After her time at Santa Barbara, Kim was offered a job in Harvard’s English Department. So she packed her bags and moved back across the country to the East Coast.

***

When Kim took her job at Harvard in 2011, she didn’t know she would be the only tenure-track Asian American Studies faculty member. “I was very surprised when I came to campus,” she says.

She began teaching her course English 181a: “Introduction to Asian American Literature” in her first year, and has offered it every year since then that she has not been on sabbatical. There were seven enrollees during its first year, including an auditor; last semester, there were more than 70. Kim notes that before she taught the class, similar courses had been offered by visiting faculty — but she believes it was her permanent position at the University that allowed it to become as popular as it is.

In 2015, Clutario became a professor in Harvard’s history department, joining Kim as a tenure-track faculty who specialized in Asian American Studies. Kim says that Clutario’s Asian American History class helped Asian American Studies course offerings take on a wider variety of subjects and perspectives at Harvard. Next fall, Clutario will be leaving Harvard to teach at Wellesley College, which has an Asian American Studies department.

“I could always sort of rely on Professor Clutario’s class to cover more of the history, for example, because she always teaches an Asian American history class. I do some of that in Asian American Literature, but I think that I might pick up a little bit more of that,” Kim says. “I think that both the class and, in some way, I will be asked to be more representative, in that I won't have a colleague to participate in that with me.”

Clutario also says that the two approaches to Asian American Studies that she and Kim offered allowed students to pick what felt most relevant to them.

Kim describes “studies” as an interdisciplinary field: It can be approached from different perspectives, based in the humanities or the social sciences or anything in between. When there is not an ethnic studies department, however, ethnic studies classes must be tailored to fit into existing departments.

In addition to the flexibility that a department would allow, there are also more concrete benefits of resources and influence.

“The only way that ethnic studies is going to thrive is if we have enough faculty members at Harvard. And the only way to have enough faculty members at various places in their careers is to make them feel that this is a place that really believes in their work,” Kim says.

“If there’s a sense that you are having to constantly explain the work that you do, if you constantly feel that there are misconceptions about your approach, then it gets really hard to believe that you have a future at this place.”

“Over the time [Kim has] been here, she has established Asian American literature as a significant field in the department and on campus generally,” says Nicholas J. Watson, chair of Harvard’s English department. “She’s not quite the only person who's done that, but she’s the main person who’s done that.”

Though Kim is glad to be able to offer the course, the fact that she is the only English professor specializing in Asian American studies means that she cannot move beyond what this course is — a survey course. “I would really love to teach a more advanced course in Asian American studies,” she says. “And I haven't been able to do so in part because I wanted to teach Intro to Asian American literature all these years.”

Kang Wook Lee ’20 took Asian American Literature last semester and is currently enrolled in another of Kim’s classes.
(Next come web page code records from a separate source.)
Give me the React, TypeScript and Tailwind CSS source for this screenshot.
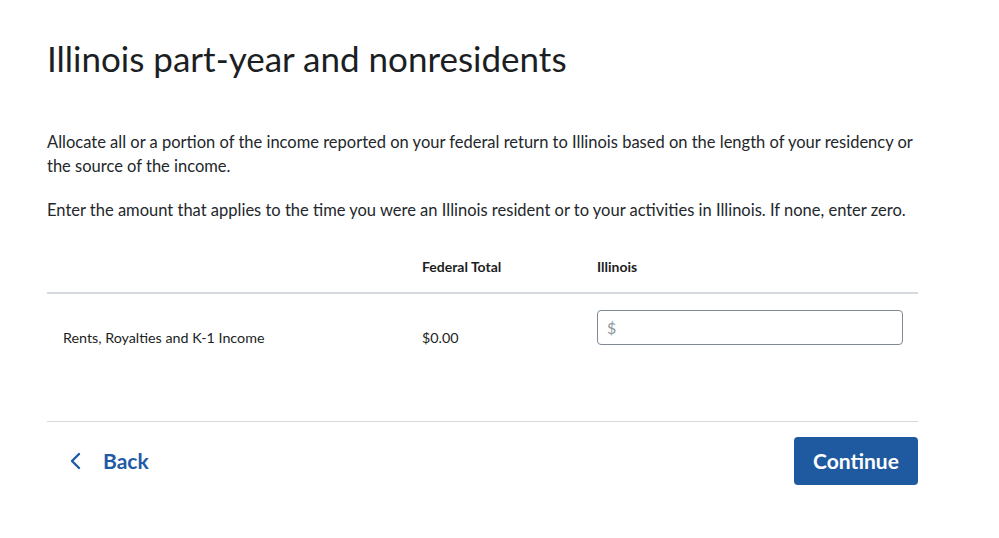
import React from "react";

export default function App() {
  return (
    <div className="w-[999px] h-[538px] bg-white text-[#1b1e22]" style={{ fontFamily: "Lato, 'Noto Sans', sans-serif" }}>
      <div className="ml-[47px] w-[871px] pt-[36px]">
        <h1 className="text-[35px] leading-[44px] font-normal text-[#1b1e22]">Illinois part-year and nonresidents</h1>
        <p className="mt-[50px] text-[16.5px] leading-[24px] text-[#23272b]">
          Allocate all or a portion of the income reported on your federal return to Illinois based on the length of your residency or the source of the income.
        </p>
        <p className="mt-[20px] text-[16.5px] leading-[24px] text-[#23272b]">
          Enter the amount that applies to the time you were an Illinois resident or to your activities in Illinois. If none, enter zero.
        </p>
        <div className="mt-[35px] flex items-center leading-[20px] pb-[15px] border-b-2 border-[#d6dadf] text-[14px] font-bold">
          <div className="w-[375px]" />
          <div className="w-[175px]">Federal Total</div>
          <div>Illinois</div>
        </div>
        <div className="flex h-[128px] border-b border-[#d6dadf] text-[14.3px]">
          <div className="w-[375px] pl-[16px] pt-[33px]">Rents, Royalties and K-1 Income</div>
          <div className="w-[175px] pt-[33px]">$0.00</div>
          <div className="pt-[16px]">
            <div className="w-[306px] h-[35px] border border-[#7f8a96] rounded-[4px] flex items-center px-[9px] text-[16px] text-[#8d96a0]">$</div>
          </div>
        </div>
        <div className="flex items-center justify-between pt-[15px]">
          <button className="flex items-center gap-[20px] pl-[22px] text-[#1f5aa6] text-[21px] font-bold">
            <svg width="14" height="18" viewBox="0 0 14 18" fill="none">
              <path d="M10 2 L3 9 L10 16" stroke="#1f5aa6" strokeWidth="2.4" strokeLinecap="round" strokeLinejoin="round" />
            </svg>
            Back
          </button>
          <button className="w-[124px] h-[48px] rounded-[4px] bg-[#1f5aa1] text-white text-[21px] font-bold">Continue</button>
        </div>
      </div>
    </div>
  );
}
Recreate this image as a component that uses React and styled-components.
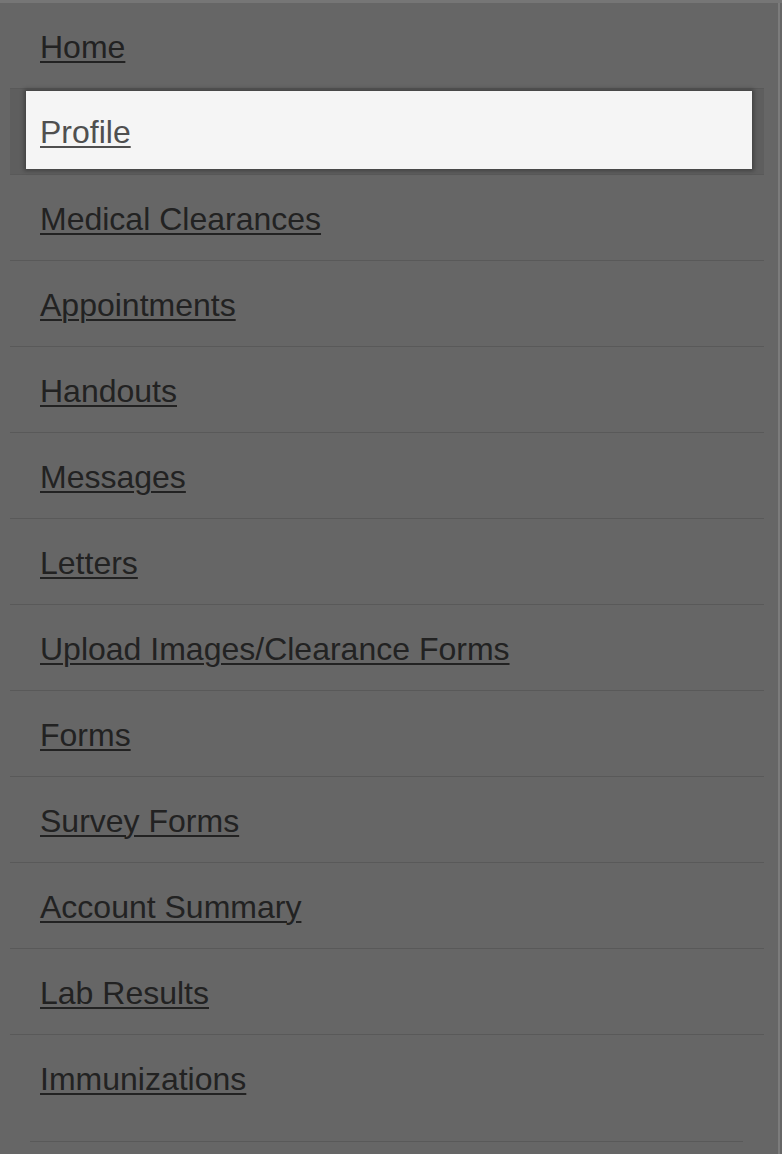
import React from "react";
import styled, { createGlobalStyle } from "styled-components";

const Global = createGlobalStyle`
  html, body { margin: 0; padding: 0; background: #666666; }
  body { font-family: "Liberation Sans", Arial, Helvetica, sans-serif; }
`;

const Panel = styled.div`
  box-sizing: border-box;
  width: 782px;
  height: 1154px;
  overflow: hidden;
  background: #666666;
  border-top: 3px solid #767676;
  display: flex;
`;

const Content = styled.div`
  flex: 1;
  display: flex;
  flex-direction: column;
`;

const Edge = styled.div`
  width: 2px;
  margin-right: 2px;
  background: #7c7c7c;
`;

const List = styled.ul`
  list-style: none;
  margin: 0 14px 0 10px;
  padding: 0;
`;

const Item = styled.li`
  box-sizing: border-box;
  height: 86px;
  border-bottom: 1px solid #595959;
  display: flex;
  align-items: stretch;
  padding: ${(p) => (p.$active ? "2px 12px 5px 16px" : "2px 0 0 30px")};
  background: ${(p) => (p.$active ? "#5e5e5e" : "transparent")};

  &:last-child {
    border-bottom: none;
  }
`;

const Box = styled.div`
  flex: 1;
  display: flex;
  align-items: center;
  padding-left: ${(p) => (p.$active ? "14px" : "0")};
  padding-top: ${(p) => (p.$active ? "4px" : "0")};
  background: ${(p) => (p.$active ? "#f5f5f5" : "transparent")};
  box-shadow: ${(p) => (p.$active ? "0 0 4px 2px rgba(0,0,0,0.3)" : "none")};
`;

const Link = styled.a`
  font-size: 32px;
  line-height: 1;
  color: ${(p) => (p.$active ? "#4f4f4f" : "#222222")};
  text-decoration: underline;
  text-decoration-thickness: 2px;
  text-underline-offset: 3px;
  cursor: pointer;
`;

const Footer = styled.hr`
  border: 0;
  height: 1px;
  background: #595959;
  margin: 20px 35px 0 30px;
`;

const items = [
  "Home",
  "Profile",
  "Medical Clearances",
  "Appointments",
  "Handouts",
  "Messages",
  "Letters",
  "Upload Images/Clearance Forms",
  "Forms",
  "Survey Forms",
  "Account Summary",
  "Lab Results",
  "Immunizations",
];

export default function App() {
  return (
    <>
      <Global />
      <Panel>
        <Content>
          <List>
            {items.map((label) => {
              const active = label === "Profile";
              return (
                <Item key={label} $active={active}>
                  <Box $active={active}>
                    <Link $active={active}>{label}</Link>
                  </Box>
                </Item>
              );
            })}
          </List>
          <Footer />
        </Content>
        <Edge />
      </Panel>
    </>
  );
}
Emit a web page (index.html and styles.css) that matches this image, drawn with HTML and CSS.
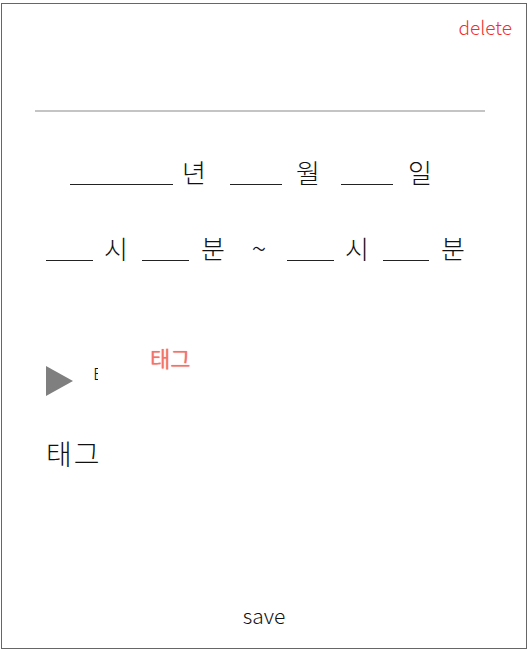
FILE: index.html
```html
<!DOCTYPE html>
<html lang="ko">
<head>
<meta charset="utf-8">
<link rel="stylesheet" href="styles.css">
</head>
<body>
<div class="frame">
  <div class="top">
    <span class="delete">delete</span>
  </div>
  <div class="divider"></div>
  <div class="row date">
    <span class="blank d1"></span><span class="unit u1">년</span>
    <span class="blank d2"></span><span class="unit u2">월</span>
    <span class="blank d3"></span><span class="unit u3">일</span>
  </div>
  <div class="row time">
    <span class="blank t1"></span><span class="unit v1">시</span>
    <span class="blank t2"></span><span class="unit v2">분</span>
    <span class="tilde">~</span>
    <span class="blank t3"></span><span class="unit v3">시</span>
    <span class="blank t4"></span><span class="unit v4">분</span>
  </div>
  <div class="tags">
    <div class="tag-head">
      <span class="triangle"></span>
      <span class="clip"><span>태그</span></span>
      <span class="tag-red">태그</span>
    </div>
    <div class="tag-label">태그</div>
  </div>
  <div class="save">save</div>
</div>
</body>
</html>
```

FILE: styles.css
```css
html, body {
  margin: 0;
  padding: 0;
  background: #fff;
}
body {
  font-family: "Noto Sans CJK KR", "Noto Sans", sans-serif;
  font-weight: 300;
  color: #111;
}
.frame {
  box-sizing: border-box;
  margin: 3px 0 0 1px;
  width: 526px;
  height: 646px;
  border: 1px solid #666;
  display: flex;
  flex-direction: column;
}
.top {
  display: flex;
  justify-content: flex-end;
  padding: 10px 14px 0 0;
  height: 40px;
  box-sizing: border-box;
}
.delete {
  color: #ee2f2f;
  font-size: 19px;
  line-height: 26px;
}
.divider {
  margin: 66px 41px 0 33px;
  height: 2px;
  background: #c4c4c4;
}
.row {
  display: flex;
  align-items: flex-end;
  font-size: 26px;
  line-height: 34px;
}
.unit {
  display: inline-block;
  width: 26px;
  text-align: center;
}
.blank {
  display: inline-block;
  height: 7px;
  border-bottom: 1px solid #222;
  margin-bottom: 4px;
}
.date {
  margin-top: 43px;
  padding-left: 68px;
}
.d1 { width: 103px; margin-right: 8px; }
.u1 { margin-right: 23px; }
.d2 { width: 52px; margin-right: 13px; }
.u2 { margin-right: 20px; }
.d3 { width: 52px; margin-right: 14px; }

.time {
  margin-top: 42px;
  padding-left: 44px;
}
.t1 { width: 47px; margin-right: 10px; }
.v1 { margin-right: 13px; }
.t2 { width: 47px; margin-right: 11px; }
.tilde {
  display: inline-block;
  width: 40px;
  text-align: center;
  margin: 0 8px 0 13px;
  font-size: 27px;
}
.t3 { width: 47px; margin-right: 10px; }
.v3 { margin-right: 13px; }
.t4 { width: 46px; margin-right: 11px; }

.tags {
  margin-top: 80px;
  padding-left: 44px;
}
.tag-head {
  display: flex;
  align-items: flex-start;
  height: 50px;
}
.triangle {
  margin-top: 21px;
  width: 0;
  height: 0;
  border-top: 15px solid transparent;
  border-bottom: 15px solid transparent;
  border-left: 27px solid #7f7f7f;
}
.clip {
  margin: 20px 0 0 21px;
  width: 4px;
  height: 17px;
  overflow: hidden;
  font-size: 20px;
  line-height: 20px;
  display: inline-block;
  color: #111;
}
.clip span {
  display: inline-block;
  margin-left: -1px;
}
.tag-red {
  margin-left: 52px;
  font-size: 22px;
  line-height: 24px;
  font-weight: 400;
  color: #f2736c;
  text-shadow: 0 0 1px rgba(242, 115, 108, 0.7);
}
.tag-label {
  margin-top: 40px;
  font-size: 28px;
  line-height: 36px;
  letter-spacing: 2px;
}
.save {
  margin-top: auto;
  margin-bottom: 20px;
  text-align: center;
  font-size: 21px;
  line-height: 26px;
}
```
He appreciated her inclusion of diverse voices in the syllabus, which he says is especially important considering the fact that East Asian voices have often been privileged in the history of Asian American literature.

In terms of her teaching style, Kim has grappled with how her identity interacts with her students’ notions of her.

“I’m not interested in fighting stereotypes by performing the opposite,” she says. “I know what my tendencies are, just as a person and as a teacher. How can I make those productive, despite stereotypes that might exist? So if people just are going to assume that I’m nice and approachable because” — she laughs — “I’m a woman or something, instead of trying to perform authority, to seem more intimidating or something, how can I actually use that to enhance the learning experience?”

The students I spoke with all listed Kim’s warmth, approachability, and ability to elucidate complicated concepts as central to their perception of her.

“She’s very much a technician. We're only there for an hour and 15 minutes, but we cover a lot of material and the way she discusses it, you can tell every detail was thought of,” says Esteban A. Ortiz ’20, a student in her Migrations class this semester. “But she also knows everyone's name, and you’re always just be able to say hi and strike up a conversation. She’s a very friendly, very down-to-earth professor.”

Clutario adds that when she first came to Harvard, Kim was a valuable mentor to her as the only other tenure-track Asian American studies faculty on campus, and that throughout their time at Harvard, they “worked together to grow a curriculum around Asian American Studies.”

“She has been a really wonderful mentor, because — and I think she’s like this with her students too — she’s just really generous, and really ethical. And I think it’s because she really takes to heart the tenets of ethnic studies and tries to embody that in her scholarship and her teaching,” Clutario says. “I’m going to really miss working with her next year.”

***

I ask Kim whether it has been difficult to move so far so often — from Seoul to California, and back and forth from California to New England — and whether that had influenced her decision to eventually take a job at Harvard.

She laughs, joking that the academic job market is so tough that people don’t really factor choice into job offers.

But then she continues, “I guess you’re asking a question about the past that’s really about the future in a way.”

She speaks slowly, as if she is parsing each word.

“In terms of whether or not I miss specifically the kind of support for the field that there is on the West Coast — it’s hard because I want to believe that I'm here because we’re building ethnic studies and Asian American studies here.”

“And to the extent that I can believe that, I’m glad to be here, because it feels important,” she says. “If I really felt that rather than building, it was merely about maintaining a fairly limited set of opportunities for students who are interested in ethnic studies — I think if I felt that way or if it began to feel that way I would definitely, perhaps have a different sense of my future here.”